RAM Not Running at Rated Speed — Quick Fix

Hardware – RAM & MB Beginner 👁 2 views 📅 May 28, 2026

Your RAM's stuck at 2133MHz instead of its rated speed. The fix is almost always enabling XMP or DOCP in the BIOS. Here's how.

Yeah, This One’s Annoying

You bought DDR4-3600 RAM or DDR5-6000, and it’s running at 2133MHz or 4800MHz. That sucks. But the fix is dead simple, and it’s not a hardware defect. Here’s what’s happening and how to fix it in under five minutes.

The Fix: Turn On XMP (Intel) or DOCP (AMD)

The culprit here is almost always that your motherboard defaults to JEDEC safe speeds (2133MHz for DDR4, 4800MHz for DDR5). Most people don’t know that RAM kits run at those slow speeds out of the box. You have to manually enable the rated speed profile — called XMP on Intel boards, DOCP or EOCP on AMD boards.

Step-by-step for any motherboard:

  1. Restart your PC and mash the Delete or F2 key to enter BIOS. Some boards use F1 or Esc — check your manual.
  2. Look for a section labeled “OC” (overclocking), “AI Tweaker”, “Performance”, or “Memory”.
  3. Find the setting called “XMP”, “DOCP”, “EOCP”, or “Memory Profile”. On some boards it’s a dropdown; on others you toggle it on.
  4. Select Profile 1 (usually the safe one). Profile 2 is more aggressive — skip it unless you know what you’re doing.
  5. Save and exit. Your PC will reboot. It might take a minute or two on first boot after enabling XMP — that’s normal.

For specific brands:

  • ASUS: Press F7 for Advanced Mode, go to Ai Tweaker, set “Ai Overclock Tuner” to “DOCP” (AMD) or “XMP” (Intel).
  • MSI: Click on “OC” then “Extreme Memory Profile (XMP)” — set to “Enabled”.
  • Gigabyte: Go to “Tweaker” then “Extreme Memory Profile (XMP)” — set to “Profile1”.
  • ASRock: Go to “OC Tweaker” then “DRAM Configuration” — set “XMP Profile” to “Enabled”.

Why This Works

RAM sticks contain a small chip called an SPD (Serial Presence Detect) that stores multiple speed and timing profiles. The JEDEC profile is the one that works on 99% of motherboards — it’s slow and safe. The XMP profile is an overclocking profile the manufacturer programmed into the same chip. By enabling XMP, you’re telling the motherboard: “Use the fast profile, not the safe one.” That’s it. No magic, no hardware fault.

If XMP Still Won’t Apply

Sometimes you enable XMP, save, and the system either boots at 2133MHz anyway or crashes. Here are the usual reasons:

1. BIOS needs an update

Older BIOS versions don’t always support the XMP profiles for newer RAM kits. This is especially common with Ryzen 5000 series on B450 boards or Intel 12th gen on Z690 boards. Update your BIOS to the latest version from the motherboard manufacturer’s site. Don’t use beta BIOSes unless you’re troubleshooting a specific issue.

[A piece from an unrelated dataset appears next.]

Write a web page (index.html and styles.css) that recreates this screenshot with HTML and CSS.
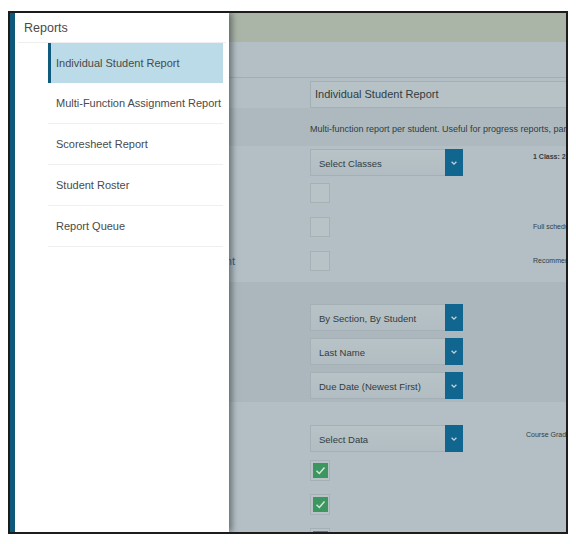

2. The RAM is in the wrong slots

Most boards need the RAM in slots A2 and B2 (second and fourth from the CPU) for dual-channel and XMP to work. If you’re using slots A1 and B1, or all four slots, you’re asking for trouble. Move the sticks to A2/B2 and try again.

3. The IMC (Integrated Memory Controller) can’t handle the speed

Some CPUs have weaker memory controllers. For example, early Ryzen 3000 CPUs often struggle with DDR4-3600. Try dropping down to a lower XMP profile if one exists, or manually set the speed to 3200MHz and timings to 16-18-18-36 at 1.35V. Not every CPU is a winner in the silicon lottery.

4. Your kit is on the QVL (or isn’t)

Every motherboard has a Qualified Vendor List — RAM sticks that are certified to work at rated speeds. If your kit isn’t on it, XMP might be flaky. Check your board’s support page for the QVL. If your kit isn’t there, you might need to manually tweak timings or voltage.

Prevention for Next Time

Don’t buy the fastest RAM on the market without checking your motherboard’s QVL. Stick to kits that have been tested with your board. Also, avoid mixing RAM kits — even identical model numbers can have different memory chips. Buy a single matched kit. If you’re building a new system, enable XMP or DOCP before you install Windows. That way you catch any instability before you’ve spent hours setting up.

One more thing: if you enable XMP and your system is stable, you’re done. Don’t chase higher speeds. The gains from 3600MHz to 4000MHz are tiny in real-world use, and the headache from instability isn’t worth it. Leave it at the rated speed.